While indispensable, database schemas are not without limitations. Designing an optimal database schema can be a complex and time-consuming process, particularly for large or evolving datasets. Poorly designed schemas can lead to data redundancy, inefficient queries, and difficulties in implementing schema changes over time. Achieving perfect normalization, which aims to reduce data duplication and improve data integrity, can sometimes come at the cost of query performance, requiring trade-offs for practical applications. Additionally, traditional fixed schemas can be rigid, posing challenges when dealing with rapidly changing or unstructured data, a common characteristic of modern "big data" environments. The evolution of database technology, including NoSQL databases, has emerged in part to address the limitations of rigid schemas for certain data types and use cases. Mai¹ntaining data security within a complex schema also requires careful permissioning and access control mechanisms to prevent unauthorized access or modification.

Database Schemas vs. Database Instance

The terms "database schema" and "database instance" are often confused but represent distinct concepts in database management. A database schema is the definition or blueprint of the database structure. It describes the logical view of the database, specifying the tables, columns, data types, relationships, constraints, and other structural elements, but it contains no actual data. It is the framework that dictates how data should be organized.

Conversely, a database instance refers to the actual data residing in the database at a particular point in time, along with the software processes that run the database management system. It is the snapshot of the data contained within the structure defined by the schema. Think of it like this: the schema is the architectural drawing for a house, detailing rooms, walls, and plumbing, while the instance is the actual house, furnished and inhabited, at a specific moment. Any change to the actual data constitutes a change in the database instance, whereas a change to the design (e.g., adding a new column to a table) modifies the database schema.

FAQs

What is the purpose of a database schema?

The primary purpose of a database schema is to provide a logical and consistent structure for organizing data within a database. It acts as a formal description, enabling effective data storage, retrieval, and management, while also enforcing data integrity and consistency.

Can a database have multiple schemas?

Yes, a single database can contain multiple schemas. In many database management systems, a schema effectively acts as a namespace, allowing different sets of tables, views, and other objects to be grouped and managed separately within the same database. This is common in large enterprises where different departments or applications might manage their own distinct data sets while residing on the same physical database server, supporting better data governance.

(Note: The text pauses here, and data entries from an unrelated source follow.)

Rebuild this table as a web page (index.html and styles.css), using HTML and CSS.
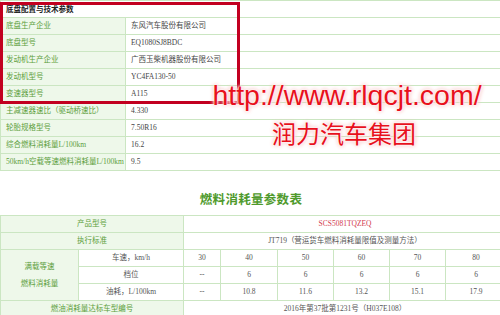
FILE: index.html
```html
<!DOCTYPE html>
<html lang="zh">
<head>
<meta charset="utf-8">
<title>底盘配置与技术参数</title>
<link rel="stylesheet" href="styles.css">
</head>
<body>
<div class="page">
  <table class="spec">
    <colgroup><col class="c-label"><col class="c-value"></colgroup>
    <tr class="head"><td colspan="2">底盘配置与技术参数</td></tr>
    <tr><td class="lbl">底盘生产企业</td><td class="val">东风汽车股份有限公司</td></tr>
    <tr><td class="lbl">底盘型号</td><td class="val">EQ1080SJ8BDC</td></tr>
    <tr><td class="lbl">发动机生产企业</td><td class="val">广西玉柴机器股份有限公司</td></tr>
    <tr><td class="lbl">发动机型号</td><td class="val">YC4FA130-50</td></tr>
    <tr><td class="lbl">变速器型号</td><td class="val">A115</td></tr>
    <tr><td class="lbl">主减速器速比（驱动桥速比）</td><td class="val">4.330</td></tr>
    <tr><td class="lbl">轮胎规格型号</td><td class="val">7.50R16</td></tr>
    <tr><td class="lbl">综合燃料消耗量L/100km</td><td class="val">16.2</td></tr>
    <tr><td class="lbl">50km/h空载等速燃料消耗量L/100km</td><td class="val">9.5</td></tr>
  </table>

  <h2 class="title">燃料消耗量参数表</h2>

  <table class="fuel">
    <colgroup>
      <col class="f1"><col class="f2"><col class="f3"><col class="f4"><col class="f4"><col class="f4"><col class="f4"><col class="f5">
    </colgroup>
    <tr><td colspan="2" class="lbl">产品型号</td><td colspan="6" class="red">SCS5081TQZEQ</td></tr>
    <tr><td colspan="2" class="lbl">执行标准</td><td colspan="6">JT719（营运货车燃料消耗量限值及测量方法）</td></tr>
    <tr><td rowspan="3" class="lbl multi">满载等速<br>燃料消耗量</td><td>车速，km/h</td><td>30</td><td>40</td><td>50</td><td>60</td><td>70</td><td>80</td></tr>
    <tr><td>档位</td><td>--</td><td>6</td><td>6</td><td>6</td><td>6</td><td>6</td></tr>
    <tr><td>油耗，L/100km</td><td>--</td><td>10.8</td><td>11.6</td><td>13.2</td><td>15.1</td><td>17.9</td></tr>
    <tr><td colspan="2" class="lbl">燃油消耗量达标车型编号</td><td colspan="6">2016年第37批第1231号（H037E108）</td></tr>
  </table>

  <div class="redbox"></div>
  <div class="mark">
    <div class="url">http://www.rlqcjt.com/</div>
    <div class="brand">润力汽车集团</div>
  </div>
</div>
</body>
</html>
```

FILE: styles.css
```css
html, body {
  margin: 0;
  padding: 0;
  background: #fff;
  overflow: hidden;
}
.page {
  position: relative;
  width: 506px;
  height: 315px;
  overflow: hidden;
  font-family: "Liberation Serif", "Noto Sans CJK SC", serif;
  font-size: 7.5px;
  color: #4a4a4a;
}
table {
  border-collapse: collapse;
  table-layout: fixed;
  width: 506px;
}
td {
  border: 1px solid #cbe6c2;
  padding: 0;
  height: 16px;
  line-height: 16px;
  white-space: nowrap;
  overflow: hidden;
}
.c-label { width: 125px; }
.spec .head td {
  font-family: "Noto Sans CJK SC", sans-serif;
  font-weight: bold;
  color: #222;
  padding-left: 5px;
}
.spec .lbl {
  background: #eef8ea;
  color: #5d9e3c;
  padding-left: 5px;
}
.spec .val {
  padding-left: 5px;
  color: #444;
}
.title {
  margin: 0;
  height: 44px;
  box-sizing: border-box;
  display: flex;
  align-items: flex-end;
  justify-content: center;
  padding: 0 4px 9px 0;
  line-height: 14px;
  font-family: "Noto Sans CJK SC", sans-serif;
  font-size: 12.5px;
  font-weight: bold;
  color: #4f9a2c;
  letter-spacing: 0.3px;
}
.fuel td {
  text-align: center;
  color: #555;
}
.fuel .lbl {
  background: #eef8ea;
  color: #5d9e3c;
}
.fuel .multi {
  line-height: 17px;
}
.fuel .red {
  color: #d23a4e;
}
.f1 { width: 78px; }
.f2 { width: 105px; }
.f3 { width: 37px; }
.f4 { width: 56px; }
.f5 { width: 61px; }
.fuel col:nth-child(4) { width: 57px; }

.redbox {
  position: absolute;
  left: 0;
  top: 2px;
  width: 234px;
  height: 96px;
  border: 3px solid #c20020;
}
.mark {
  position: absolute;
  left: 210px;
  top: 78px;
  width: 274px;
  color: #e8101c;
  font-family: "Liberation Sans", "Noto Sans CJK SC", sans-serif;
  text-shadow: 0 0 2px #fff, 0 0 3px #fff, 0 0 4px #f7b5b5, 0 0 5px #f9c8c8;
}
.url {
  font-size: 28.5px;
  line-height: 34px;
  white-space: nowrap;
  text-align: center;
}
.brand {
  font-family: "Noto Sans CJK SC", sans-serif;
  font-size: 24px;
  line-height: 30px;
  margin: 6px 0 0 62px;
}
```
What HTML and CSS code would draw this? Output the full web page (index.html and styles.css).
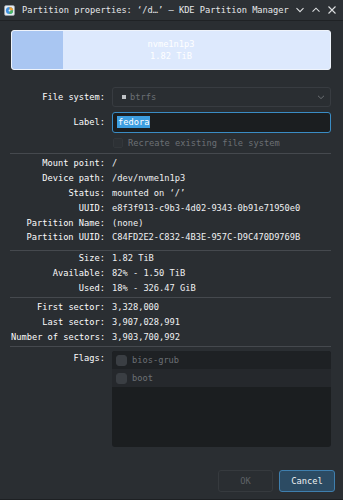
FILE: index.html
```html
<!DOCTYPE html>
<html lang="en">
<head>
  <meta charset="UTF-8">
  <meta name="viewport" content="width=device-width, initial-scale=1">
  <title>Partition properties</title>
  <link rel="stylesheet" href="styles.css">
</head>
<body>
  <div class="window">
    <!-- title bar -->
    <div class="titlebar">
      <svg class="app-icon" width="11" height="11" viewBox="0 0 11 11">
        <rect x="0.5" y="0.5" width="10" height="10" rx="1.5" fill="#e8ecf0" stroke="#9aa3ab" stroke-width="0.6"/>
        <circle cx="5.5" cy="5.5" r="3.6" fill="#3d8fe0"/>
        <path d="M5.5 5.5 L5.5 1.9 A3.6 3.6 0 0 1 9.1 5.5 Z" fill="#f0a030"/>
        <path d="M5.5 5.5 L9.1 5.5 A3.6 3.6 0 0 1 5.5 9.1 Z" fill="#4cb860"/>
        <circle cx="5.5" cy="5.5" r="1" fill="#e8ecf0"/>
      </svg>
      <span class="title">Partition properties: ‘/d…’ — KDE Partition Manager</span>
      <div class="controls">
        <svg width="10" height="10" viewBox="0 0 10 10"><path d="M1.5 3.2 L5 6.7 L8.5 3.2" fill="none" stroke="#dcdee0" stroke-width="1.1"/></svg>
        <svg width="10" height="10" viewBox="0 0 10 10"><path d="M1.5 6.7 L5 3.2 L8.5 6.7" fill="none" stroke="#dcdee0" stroke-width="1.1"/></svg>
        <svg width="10" height="10" viewBox="0 0 10 10"><path d="M1.5 1.5 L8.5 8.5 M8.5 1.5 L1.5 8.5" fill="none" stroke="#dcdee0" stroke-width="1.1"/></svg>
      </div>
    </div>

    <div class="content">
      <!-- partition graphic -->
      <div class="partbar">
        <div class="partbar-used"></div>
        <div class="partbar-text">
          <span>nvme1n1p3</span>
          <span>1.82 TiB</span>
        </div>
      </div>

      <!-- editable fields -->
      <div class="form">
        <span class="lbl">File system:</span>
        <div class="combo">
          <span class="fs-swatch"></span>
          <span class="combo-text">btrfs</span>
          <svg class="combo-arrow" width="8" height="8" viewBox="0 0 8 8"><path d="M1 2.8 L4 5.6 L7 2.8" fill="none" stroke="#6a6e72" stroke-width="1"/></svg>
        </div>

        <span class="lbl">Label:</span>
        <div class="input"><span class="selected">fedora</span></div>

        <span></span>
        <div class="check-row">
          <span class="checkbox"></span>
          <span class="dim">Recreate existing file system</span>
        </div>
      </div>

      <div class="sep sep-1"></div>

      <div class="info block-1">
        <span class="lbl">Mount point:</span><span class="val">/</span>
        <span class="lbl">Device path:</span><span class="val">/dev/nvme1n1p3</span>
        <span class="lbl">Status:</span><span class="val">mounted on ‘/’</span>
        <span class="lbl">UUID:</span><span class="val">e8f3f913-c9b3-4d02-9343-0b91e71950e0</span>
        <span class="lbl">Partition Name:</span><span class="val">(none)</span>
        <span class="lbl">Partition UUID:</span><span class="val">C84FD2E2-C832-4B3E-957C-D9C470D9769B</span>
      </div>

      <div class="sep sep-2"></div>

      <div class="info block-2">
        <span class="lbl">Size:</span><span class="val">1.82 TiB</span>
        <span class="lbl">Available:</span><span class="val">82% - 1.50 TiB</span>
        <span class="lbl">Used:</span><span class="val">18% - 326.47 GiB</span>
      </div>

      <div class="sep sep-3"></div>

      <div class="info block-3">
        <span class="lbl">First sector:</span><span class="val">3,328,000</span>
        <span class="lbl">Last sector:</span><span class="val">3,907,028,991</span>
        <span class="lbl">Number of sectors:</span><span class="val">3,903,700,992</span>
      </div>

      <div class="sep sep-4"></div>

      <div class="flags">
        <span class="lbl flags-lbl">Flags:</span>
        <div class="flag-list">
          <div class="flag-item"><span class="checkbox"></span><span class="dim">bios-grub</span></div>
          <div class="flag-item alt"><span class="checkbox"></span><span class="dim">boot</span></div>
        </div>
      </div>
    </div>

    <div class="footer">
      <button class="btn btn-disabled">OK</button>
      <button class="btn btn-default">Cancel</button>
    </div>
  </div>
</body>
</html>
```

FILE: styles.css
```css
/* dark dialog, Breeze-like */
body {
  margin: 0;
  background: #2a2e32;
  font-family: "DejaVu Sans Mono", monospace;
  font-size: 8.7px;
  color: #eff0f1;
}

.window {
  width: 343px;
  height: 500px;
  box-sizing: border-box;
  background: #2a2e32;
  border-bottom: 1px solid #1d2023;
}

/* title bar */
.titlebar {
  height: 20px;
  display: flex;
  align-items: center;
  background: #2d3135;
  border-bottom: 1px solid #1f2225;
  padding-left: 4px;
}

.app-icon {
  flex: none;
}

.title {
  margin-left: 7px;
  color: #e6e8ea;
  white-space: nowrap;
}

.controls {
  display: flex;
  gap: 6px;
  margin-left: auto;
  margin-right: 6px;
}

/* main area */
.content {
  padding: 9px 12px 0 11px;
}

.partbar {
  position: relative;
  height: 40px;
  box-sizing: border-box;
  border: 1px solid #eef3fb;
  border-radius: 3px;
  background: #dde9fd;
  overflow: hidden;
}

.partbar-used {
  width: 51px;
  height: 100%;
  background: #a9c6f2;
  border-radius: 2px 0 0 2px;
}

.partbar-text {
  position: absolute;
  inset: 0;
  display: flex;
  flex-direction: column;
  align-items: center;
  justify-content: center;
  line-height: 12px;
  color: #ffffff;
}

/* form grids */
.form,
.info,
.flags {
  display: grid;
  grid-template-columns: 94px 219px;
  column-gap: 7px;
}

.form {
  margin-top: 17px;
  grid-template-rows: 20px 20px 11px;
  row-gap: 5px;
  align-items: center;
}

.lbl {
  text-align: right;
  color: #fcfcfc;
  white-space: nowrap;
}

.val {
  white-space: nowrap;
}

.dim {
  color: #6c7075;
}

.combo {
  height: 20px;
  box-sizing: border-box;
  border: 1px solid #383c41;
  border-radius: 3px;
  display: flex;
  align-items: center;
  padding-left: 9px;
  padding-right: 5px;
}

.fs-swatch {
  width: 4px;
  height: 4px;
  background: #bfc2c5;
  margin-right: 4px;
}

.combo-text {
  color: #6c7075;
}

.combo-arrow {
  margin-left: auto;
}

.input {
  height: 21px;
  box-sizing: border-box;
  border: 1px solid #3a8cc4;
  border-radius: 3px;
  background: #1b1e20;
  display: flex;
  align-items: center;
  padding-left: 4px;
}

.selected {
  background: #3d9ee0;
  color: #ffffff;
  line-height: 12px;
  padding: 0 1px;
}

.check-row {
  display: flex;
  align-items: center;
  gap: 5px;
  margin-left: 1px;
}

.checkbox {
  width: 10px;
  height: 10px;
  box-sizing: border-box;
  border: 1px solid #33373b;
  border-radius: 2px;
  background: #2d3135;
  flex: none;
}

.sep {
  height: 1px;
  background: #45494e;
  margin-left: -1px;
}

.sep-1 { margin-top: 5px; }
.sep-2 { margin-top: 5px; }
.sep-3 { margin-top: 2px; }
.sep-4 { margin-top: 2px; }

.info {
  grid-auto-rows: 14.8px;
  align-items: center;
}

.block-1 { margin-top: 2px; }
.block-2 { margin-top: 0; }
.block-3 { margin-top: 1.5px; }

.flags {
  margin-top: 4px;
}

.flags-lbl {
  padding-top: 2px;
}

.flag-list {
  height: 96px;
  background: #1b1e20;
  border-radius: 3px;
  overflow: hidden;
}

.flag-item {
  height: 18px;
  display: flex;
  align-items: center;
  gap: 5px;
  padding-left: 4px;
  background: #1e2124;
}

.flag-item.alt {
  background: #25282c;
}

.flag-item .checkbox {
  width: 11px;
  height: 11px;
  background: #3a3e43;
  border-color: #3a3e43;
  border-radius: 3px;
}

/* dialog buttons */
.footer {
  display: flex;
  justify-content: flex-end;
  gap: 6px;
  margin-top: 23px;
  padding-right: 8px;
}

.btn {
  font-family: "DejaVu Sans Mono", monospace;
  font-size: 8.7px;
  height: 22px;
  border-radius: 3px;
  padding: 0;
}

.btn-disabled {
  width: 55px;
  background: #2a2e32;
  border: 1px solid #363a3e;
  color: #5e6266;
}

.btn-default {
  width: 56px;
  background: #2c4b63;
  border: 1px solid #3f7fae;
  color: #eff0f1;
}
```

How is a database schema created?

A database schema is typically created using a Data Definition Language (DDL), which is a part of Structured Query Language (SQL). Commands such as CREATE TABLE, ALTER TABLE, and CREATE VIEW are used to define the structure, establish relationships between tables, specify data types for columns, and set constraints. Database administrators and developers design the schema based on the data requirements of the applications or systems that will use the database.